■ OBJECTIVE
Scan the data below. Pull out each line where "components" occurs.

- - -

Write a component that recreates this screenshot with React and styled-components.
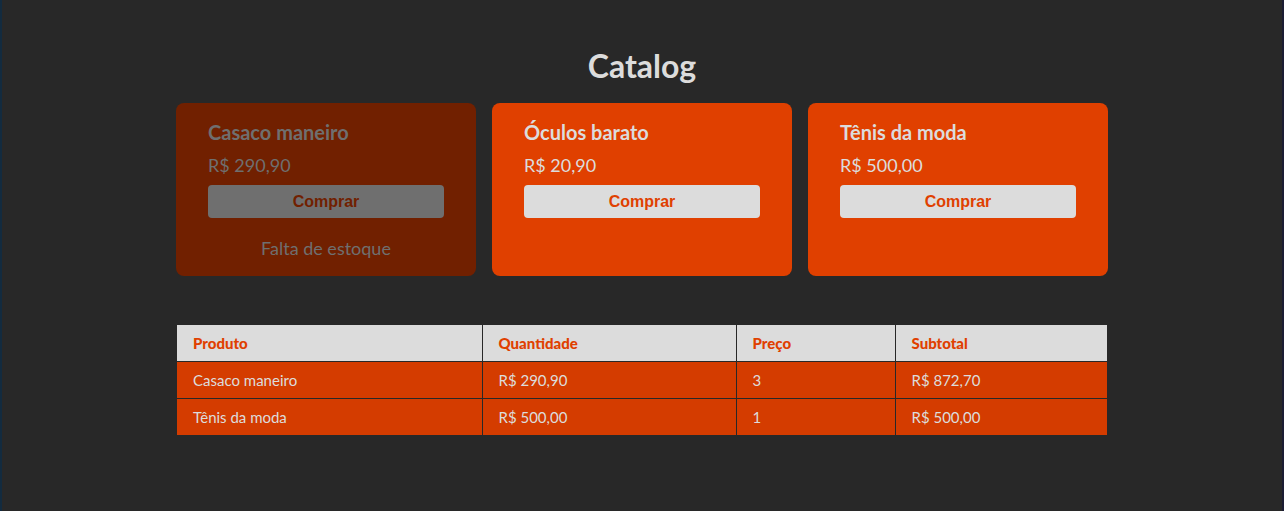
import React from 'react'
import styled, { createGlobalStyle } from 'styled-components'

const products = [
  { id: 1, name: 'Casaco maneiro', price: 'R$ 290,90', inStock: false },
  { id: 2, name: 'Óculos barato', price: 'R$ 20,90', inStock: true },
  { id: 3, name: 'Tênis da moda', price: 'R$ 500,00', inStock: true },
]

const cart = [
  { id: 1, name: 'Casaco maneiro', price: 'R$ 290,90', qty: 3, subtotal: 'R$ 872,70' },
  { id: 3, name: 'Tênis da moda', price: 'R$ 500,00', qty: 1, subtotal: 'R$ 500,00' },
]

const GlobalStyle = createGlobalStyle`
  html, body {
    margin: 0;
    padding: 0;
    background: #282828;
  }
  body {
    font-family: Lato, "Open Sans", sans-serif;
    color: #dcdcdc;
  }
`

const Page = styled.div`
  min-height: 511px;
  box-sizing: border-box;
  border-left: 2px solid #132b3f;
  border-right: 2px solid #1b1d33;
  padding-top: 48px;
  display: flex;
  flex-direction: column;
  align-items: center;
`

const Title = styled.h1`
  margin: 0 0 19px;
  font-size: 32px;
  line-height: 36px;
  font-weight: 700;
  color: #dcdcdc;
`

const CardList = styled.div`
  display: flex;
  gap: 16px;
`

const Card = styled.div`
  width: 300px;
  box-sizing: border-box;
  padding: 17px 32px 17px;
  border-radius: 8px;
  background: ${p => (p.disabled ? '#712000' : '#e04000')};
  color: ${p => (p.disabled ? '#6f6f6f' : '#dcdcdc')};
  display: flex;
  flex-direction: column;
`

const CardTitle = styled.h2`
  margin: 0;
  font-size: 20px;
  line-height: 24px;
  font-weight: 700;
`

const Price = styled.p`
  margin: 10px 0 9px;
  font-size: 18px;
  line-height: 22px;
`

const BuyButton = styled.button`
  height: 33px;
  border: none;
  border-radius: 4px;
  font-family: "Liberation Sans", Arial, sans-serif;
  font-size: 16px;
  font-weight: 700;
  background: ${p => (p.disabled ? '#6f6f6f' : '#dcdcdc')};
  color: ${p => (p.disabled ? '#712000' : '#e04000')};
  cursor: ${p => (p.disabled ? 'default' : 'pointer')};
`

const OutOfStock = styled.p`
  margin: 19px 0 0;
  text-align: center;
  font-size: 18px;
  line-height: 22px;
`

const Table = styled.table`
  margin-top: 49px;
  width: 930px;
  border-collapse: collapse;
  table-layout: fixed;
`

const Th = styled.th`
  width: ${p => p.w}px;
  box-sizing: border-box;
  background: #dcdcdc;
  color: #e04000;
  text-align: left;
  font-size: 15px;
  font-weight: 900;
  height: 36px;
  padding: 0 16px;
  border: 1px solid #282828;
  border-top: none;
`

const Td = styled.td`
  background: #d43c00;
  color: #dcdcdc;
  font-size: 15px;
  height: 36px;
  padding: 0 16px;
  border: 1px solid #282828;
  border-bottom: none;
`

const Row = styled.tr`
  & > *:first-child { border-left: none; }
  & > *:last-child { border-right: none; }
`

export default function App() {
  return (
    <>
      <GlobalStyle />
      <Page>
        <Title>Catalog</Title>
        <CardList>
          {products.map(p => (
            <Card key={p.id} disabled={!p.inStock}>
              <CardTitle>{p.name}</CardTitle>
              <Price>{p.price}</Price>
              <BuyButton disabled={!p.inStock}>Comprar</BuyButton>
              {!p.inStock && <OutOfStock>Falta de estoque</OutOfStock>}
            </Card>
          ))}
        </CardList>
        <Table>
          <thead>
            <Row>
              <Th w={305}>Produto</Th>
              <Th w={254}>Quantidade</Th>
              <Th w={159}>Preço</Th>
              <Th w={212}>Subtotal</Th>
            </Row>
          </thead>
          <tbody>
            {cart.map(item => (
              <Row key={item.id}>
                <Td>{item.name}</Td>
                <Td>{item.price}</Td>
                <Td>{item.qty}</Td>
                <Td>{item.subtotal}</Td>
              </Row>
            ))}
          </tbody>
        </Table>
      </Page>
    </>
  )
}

- - -

■ THE REPLY
Write a component that recreates this screenshot with React and styled-components.
import styled, { createGlobalStyle } from 'styled-components'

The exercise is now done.